### Stated exercise
Copy out, with no alterations, the lines below running from the one containing "Emit a component" to the one containing "string; checked?: boolean", inclusive at each end; pictures are omitted.
======== Data for the task ========
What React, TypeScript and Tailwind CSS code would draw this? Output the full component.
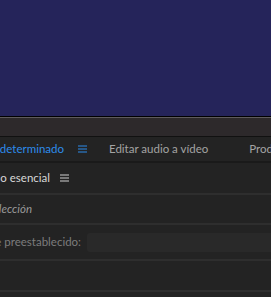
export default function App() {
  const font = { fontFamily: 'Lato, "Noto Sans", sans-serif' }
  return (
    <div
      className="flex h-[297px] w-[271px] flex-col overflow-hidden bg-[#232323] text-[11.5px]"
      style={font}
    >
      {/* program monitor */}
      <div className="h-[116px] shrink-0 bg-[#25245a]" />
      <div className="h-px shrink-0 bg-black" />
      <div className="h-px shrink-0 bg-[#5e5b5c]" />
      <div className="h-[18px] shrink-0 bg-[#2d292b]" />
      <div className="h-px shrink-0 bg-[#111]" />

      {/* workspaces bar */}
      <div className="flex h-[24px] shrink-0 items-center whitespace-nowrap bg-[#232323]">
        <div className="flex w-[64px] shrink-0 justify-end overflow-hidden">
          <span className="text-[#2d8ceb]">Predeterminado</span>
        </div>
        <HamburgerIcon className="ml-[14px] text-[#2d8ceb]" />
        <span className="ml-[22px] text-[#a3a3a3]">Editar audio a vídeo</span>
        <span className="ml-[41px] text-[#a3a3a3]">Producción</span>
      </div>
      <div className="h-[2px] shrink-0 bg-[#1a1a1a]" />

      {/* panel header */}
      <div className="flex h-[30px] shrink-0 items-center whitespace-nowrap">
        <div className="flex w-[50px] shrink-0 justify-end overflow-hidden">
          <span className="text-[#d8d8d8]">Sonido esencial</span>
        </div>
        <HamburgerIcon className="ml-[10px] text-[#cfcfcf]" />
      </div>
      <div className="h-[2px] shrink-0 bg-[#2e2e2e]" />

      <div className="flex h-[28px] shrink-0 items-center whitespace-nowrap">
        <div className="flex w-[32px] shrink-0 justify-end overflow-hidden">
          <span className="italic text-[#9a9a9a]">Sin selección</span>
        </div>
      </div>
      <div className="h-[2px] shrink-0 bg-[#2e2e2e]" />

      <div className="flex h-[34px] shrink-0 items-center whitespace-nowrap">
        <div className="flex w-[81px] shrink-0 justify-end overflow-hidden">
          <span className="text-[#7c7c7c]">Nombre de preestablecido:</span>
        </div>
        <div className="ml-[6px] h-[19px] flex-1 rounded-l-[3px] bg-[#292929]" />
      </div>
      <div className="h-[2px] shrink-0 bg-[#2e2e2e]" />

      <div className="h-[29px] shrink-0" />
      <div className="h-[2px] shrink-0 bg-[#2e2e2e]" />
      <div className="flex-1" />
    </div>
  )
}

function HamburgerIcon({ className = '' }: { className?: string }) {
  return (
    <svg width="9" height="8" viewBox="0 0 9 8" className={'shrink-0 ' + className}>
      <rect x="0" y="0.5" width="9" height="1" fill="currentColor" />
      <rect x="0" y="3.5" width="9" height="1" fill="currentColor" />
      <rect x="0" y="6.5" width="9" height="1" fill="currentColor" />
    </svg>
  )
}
========
======== Data for the task ========
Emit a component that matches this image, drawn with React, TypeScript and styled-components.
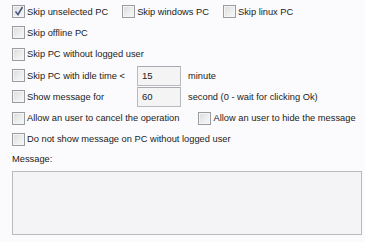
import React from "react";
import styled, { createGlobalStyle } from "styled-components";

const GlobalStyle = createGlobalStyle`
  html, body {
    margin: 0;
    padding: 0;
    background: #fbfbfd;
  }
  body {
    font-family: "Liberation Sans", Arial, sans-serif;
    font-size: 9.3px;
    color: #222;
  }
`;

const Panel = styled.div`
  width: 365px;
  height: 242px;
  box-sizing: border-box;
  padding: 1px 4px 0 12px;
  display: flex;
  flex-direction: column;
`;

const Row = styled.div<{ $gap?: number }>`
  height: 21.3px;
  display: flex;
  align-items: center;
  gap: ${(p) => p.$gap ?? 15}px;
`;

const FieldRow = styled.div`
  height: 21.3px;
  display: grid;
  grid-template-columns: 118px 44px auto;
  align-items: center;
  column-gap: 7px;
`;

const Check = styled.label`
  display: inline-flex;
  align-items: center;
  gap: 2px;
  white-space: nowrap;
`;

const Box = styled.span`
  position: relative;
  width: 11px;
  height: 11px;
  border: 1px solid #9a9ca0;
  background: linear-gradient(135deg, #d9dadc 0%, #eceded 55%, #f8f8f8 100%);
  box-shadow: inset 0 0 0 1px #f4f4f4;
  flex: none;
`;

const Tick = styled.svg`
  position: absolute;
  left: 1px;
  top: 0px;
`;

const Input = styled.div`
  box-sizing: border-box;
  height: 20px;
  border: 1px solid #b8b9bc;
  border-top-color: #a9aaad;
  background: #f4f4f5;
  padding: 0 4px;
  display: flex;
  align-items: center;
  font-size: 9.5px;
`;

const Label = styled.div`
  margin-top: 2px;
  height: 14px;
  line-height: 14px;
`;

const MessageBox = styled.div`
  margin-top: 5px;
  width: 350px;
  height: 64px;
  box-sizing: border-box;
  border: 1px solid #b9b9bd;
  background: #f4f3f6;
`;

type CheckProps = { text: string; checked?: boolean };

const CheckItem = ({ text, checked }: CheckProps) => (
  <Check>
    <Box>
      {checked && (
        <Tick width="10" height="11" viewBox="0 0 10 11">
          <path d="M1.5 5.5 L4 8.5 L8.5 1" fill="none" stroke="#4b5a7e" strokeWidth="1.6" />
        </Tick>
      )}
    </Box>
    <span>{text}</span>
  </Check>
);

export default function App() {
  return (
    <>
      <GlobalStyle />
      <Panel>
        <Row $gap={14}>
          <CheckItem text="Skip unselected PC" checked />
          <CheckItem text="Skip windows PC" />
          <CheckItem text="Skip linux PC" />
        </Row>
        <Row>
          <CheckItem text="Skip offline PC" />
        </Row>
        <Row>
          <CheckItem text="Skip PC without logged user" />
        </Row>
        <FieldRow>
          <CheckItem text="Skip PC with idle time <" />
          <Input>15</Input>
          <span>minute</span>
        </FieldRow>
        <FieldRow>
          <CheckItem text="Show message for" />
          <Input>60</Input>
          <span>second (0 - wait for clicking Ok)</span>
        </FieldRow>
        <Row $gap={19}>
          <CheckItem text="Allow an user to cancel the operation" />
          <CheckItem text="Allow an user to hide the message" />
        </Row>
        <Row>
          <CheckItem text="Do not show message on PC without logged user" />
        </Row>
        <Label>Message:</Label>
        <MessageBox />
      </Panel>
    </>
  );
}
========
======== Data for the task ========
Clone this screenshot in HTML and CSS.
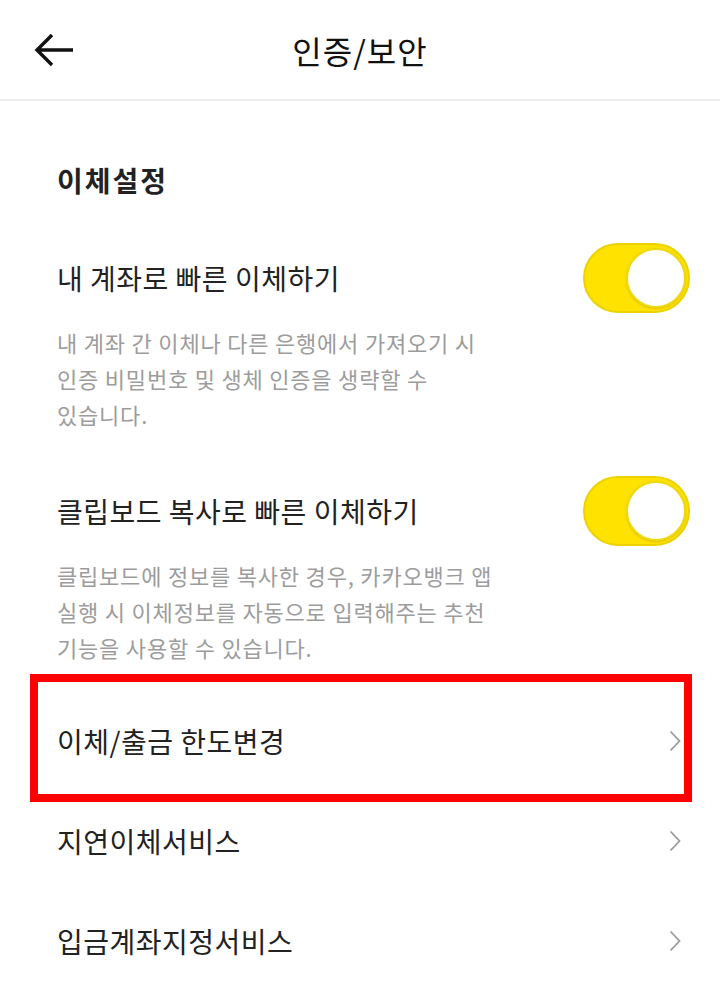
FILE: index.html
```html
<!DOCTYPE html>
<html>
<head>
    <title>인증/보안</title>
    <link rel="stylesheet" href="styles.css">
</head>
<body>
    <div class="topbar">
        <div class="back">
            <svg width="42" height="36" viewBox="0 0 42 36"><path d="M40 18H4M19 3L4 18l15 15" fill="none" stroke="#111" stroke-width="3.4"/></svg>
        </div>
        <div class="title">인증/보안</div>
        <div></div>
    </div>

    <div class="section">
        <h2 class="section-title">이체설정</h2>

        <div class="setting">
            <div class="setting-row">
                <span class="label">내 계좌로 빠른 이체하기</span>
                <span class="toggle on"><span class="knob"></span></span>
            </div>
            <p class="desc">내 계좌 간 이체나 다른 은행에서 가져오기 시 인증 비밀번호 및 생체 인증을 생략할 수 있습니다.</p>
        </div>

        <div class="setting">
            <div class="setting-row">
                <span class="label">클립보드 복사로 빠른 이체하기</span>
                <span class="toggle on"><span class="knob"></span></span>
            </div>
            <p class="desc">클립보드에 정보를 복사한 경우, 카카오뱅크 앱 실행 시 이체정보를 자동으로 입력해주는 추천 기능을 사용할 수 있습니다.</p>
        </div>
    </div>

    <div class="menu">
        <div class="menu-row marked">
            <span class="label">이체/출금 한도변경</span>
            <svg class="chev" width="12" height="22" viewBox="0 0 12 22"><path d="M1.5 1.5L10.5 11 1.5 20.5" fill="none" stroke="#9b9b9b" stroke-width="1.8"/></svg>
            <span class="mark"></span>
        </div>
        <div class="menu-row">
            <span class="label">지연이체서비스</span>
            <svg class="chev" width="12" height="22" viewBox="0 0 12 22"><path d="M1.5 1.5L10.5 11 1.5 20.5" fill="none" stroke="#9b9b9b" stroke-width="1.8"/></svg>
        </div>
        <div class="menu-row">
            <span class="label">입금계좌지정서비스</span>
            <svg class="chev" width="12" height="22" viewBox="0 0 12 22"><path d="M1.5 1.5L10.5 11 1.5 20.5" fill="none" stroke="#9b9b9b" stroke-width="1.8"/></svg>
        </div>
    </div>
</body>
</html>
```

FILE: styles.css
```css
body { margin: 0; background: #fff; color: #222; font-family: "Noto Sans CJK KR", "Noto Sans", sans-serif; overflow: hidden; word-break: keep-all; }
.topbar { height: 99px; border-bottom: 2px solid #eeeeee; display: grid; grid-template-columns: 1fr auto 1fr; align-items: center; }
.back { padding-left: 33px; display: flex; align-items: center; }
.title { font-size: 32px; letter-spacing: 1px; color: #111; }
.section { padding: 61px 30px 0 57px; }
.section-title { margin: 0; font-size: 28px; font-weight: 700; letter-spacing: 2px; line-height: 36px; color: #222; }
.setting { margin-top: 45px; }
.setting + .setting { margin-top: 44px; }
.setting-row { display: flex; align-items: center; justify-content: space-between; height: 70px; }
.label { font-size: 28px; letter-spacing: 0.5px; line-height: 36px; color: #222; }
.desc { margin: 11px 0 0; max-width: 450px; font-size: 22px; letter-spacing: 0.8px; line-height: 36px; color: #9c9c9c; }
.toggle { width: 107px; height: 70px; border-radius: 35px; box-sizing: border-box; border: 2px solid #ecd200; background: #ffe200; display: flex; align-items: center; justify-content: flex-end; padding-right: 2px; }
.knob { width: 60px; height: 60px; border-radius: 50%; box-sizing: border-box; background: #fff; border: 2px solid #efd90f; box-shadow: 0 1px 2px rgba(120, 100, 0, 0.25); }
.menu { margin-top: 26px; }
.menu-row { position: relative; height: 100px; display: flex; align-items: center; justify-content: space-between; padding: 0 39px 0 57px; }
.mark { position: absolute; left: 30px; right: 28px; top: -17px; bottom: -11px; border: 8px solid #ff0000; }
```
========
### Reply
Emit a component that matches this image, drawn with React, TypeScript and styled-components.
import React from "react";
import styled, { createGlobalStyle } from "styled-components";

const GlobalStyle = createGlobalStyle`
  html, body {
    margin: 0;
    padding: 0;
    background: #fbfbfd;
  }
  body {
    font-family: "Liberation Sans", Arial, sans-serif;
    font-size: 9.3px;
    color: #222;
  }
`;

const Panel = styled.div`
  width: 365px;
  height: 242px;
  box-sizing: border-box;
  padding: 1px 4px 0 12px;
  display: flex;
  flex-direction: column;
`;

const Row = styled.div<{ $gap?: number }>`
  height: 21.3px;
  display: flex;
  align-items: center;
  gap: ${(p) => p.$gap ?? 15}px;
`;

const FieldRow = styled.div`
  height: 21.3px;
  display: grid;
  grid-template-columns: 118px 44px auto;
  align-items: center;
  column-gap: 7px;
`;

const Check = styled.label`
  display: inline-flex;
  align-items: center;
  gap: 2px;
  white-space: nowrap;
`;

const Box = styled.span`
  position: relative;
  width: 11px;
  height: 11px;
  border: 1px solid #9a9ca0;
  background: linear-gradient(135deg, #d9dadc 0%, #eceded 55%, #f8f8f8 100%);
  box-shadow: inset 0 0 0 1px #f4f4f4;
  flex: none;
`;

const Tick = styled.svg`
  position: absolute;
  left: 1px;
  top: 0px;
`;

const Input = styled.div`
  box-sizing: border-box;
  height: 20px;
  border: 1px solid #b8b9bc;
  border-top-color: #a9aaad;
  background: #f4f4f5;
  padding: 0 4px;
  display: flex;
  align-items: center;
  font-size: 9.5px;
`;

const Label = styled.div`
  margin-top: 2px;
  height: 14px;
  line-height: 14px;
`;

const MessageBox = styled.div`
  margin-top: 5px;
  width: 350px;
  height: 64px;
  box-sizing: border-box;
  border: 1px solid #b9b9bd;
  background: #f4f3f6;
`;

type CheckProps = { text: string; checked?: boolean };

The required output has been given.